Jake LaCaze

Can the internet ever be fun again?

The internet isn’t fun anymore. That’s the claim made in a recent New Yorker article1. A claim with which I agree.

So why isn’t the internet fun anymore? Let’s answer that by first looking at why the internet was fun in the first place.

In the early days, people were on the internet because they wanted to be. These early adopters were curious and adventurous, at least in a digital sense, so they experimented to see what the internet was, what it could be, and how they could help shape it. No one yet knew what would work. For better and for worse, there were no best practices. So people took chances and made strange sites that appealed to certain niches, thereby creating digital communities. And if you stuck around, you’d accepted that everyone you knew wouldn’t be on the World Wide Web. More than that, you embraced this fact. The uncertainty that accompanied not knowing what you’d find was a feature, not a bug.
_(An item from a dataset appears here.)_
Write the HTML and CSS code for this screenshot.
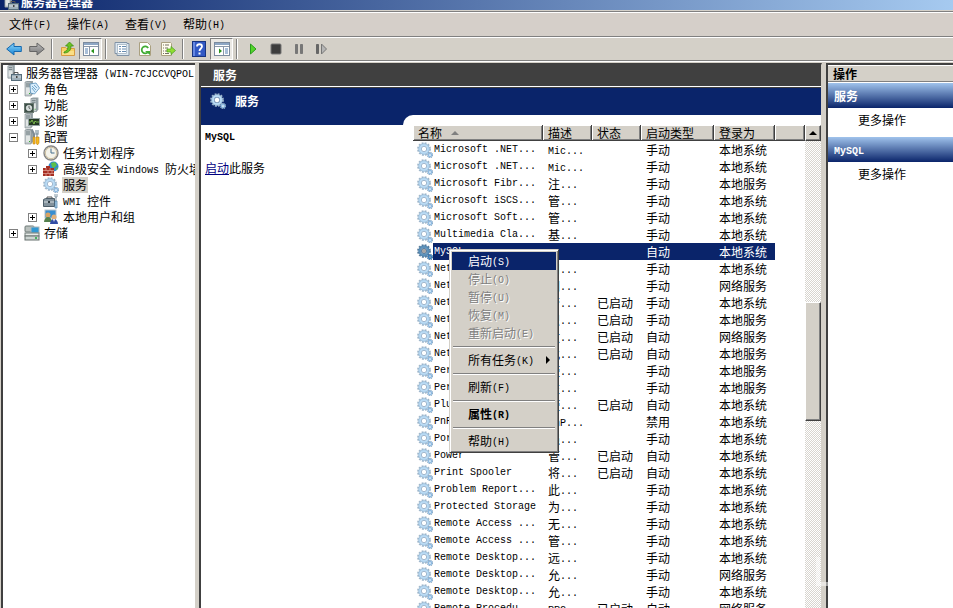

Compare those early days to the current state of the internet. People aren’t on the internet because they want to be, but because they feel they need to be. For many of us, an internet presence is self promotional. We put the time in because we hope to get something tangible in return–something that shows our time ‘invested’ was worth it. (For the record, this applies at times to your author. Otherwise, I wouldn’t still have a LinkedIn profile.)

On today’s internet, most people don’t want to spend time in unfamiliar places with unfamiliar faces. Most of us don’t want to start over with new social networks and new communities, in part because pursuing something new means taking time away from something you’ve built elsewhere. A couple decades ago, trying something new on the internet was a great example of having nothing to lose and everything to gain. Now, for many of us, the opposite is true.

Also, digital communities are harder to come by. Twitter/X, Facebook, Instagram, TikTok, YouTube–these aren’t communities. They’re instead mega aggregators. People don’t use these services because of a shared interest. They’re on these services simply because they are. Because they’re online. And now, thanks to the abundance of broadband Wi-Fi and smart phones, simply being online isn’t the gatekeeper it once was.

Is it any wonder no one seems happy when the internet feels like a ubiquitous obligation? We’re no longer online to have fun. Instead, we’re like Marshawn Lynch–‘I’m just here so I won’t get fined’2.

But Lynch, an NFL running back, was contractually obligated to attend interviews. So he made light of the obligation wherever he could. Most of us don’t have to be online. But we feel as if we must, so we don’t contribute to the community.

And then there are the issues of the look and feel of the internet.

Screenshot from Bluesky describing the state of the internet in 2023
The state of the internet in 2023 according to Kyle Marquis on Bluesky - Link to original post

The internet is now highly centralized, dominated by four of five major players. Any new platform that gains attention risks being acquired by one of the majors and maybe abandoned or shut down. And most sites sites not owned by the big players are plastered in ads and popups and autoplay videos, making the content you came for inaccessible, particularly on mobile.

Screenshot of a recipe website with a video on top of a signup popup
A video on top of a signup popup on a mobile site—This is the hell Kyle Marquis was warning us about.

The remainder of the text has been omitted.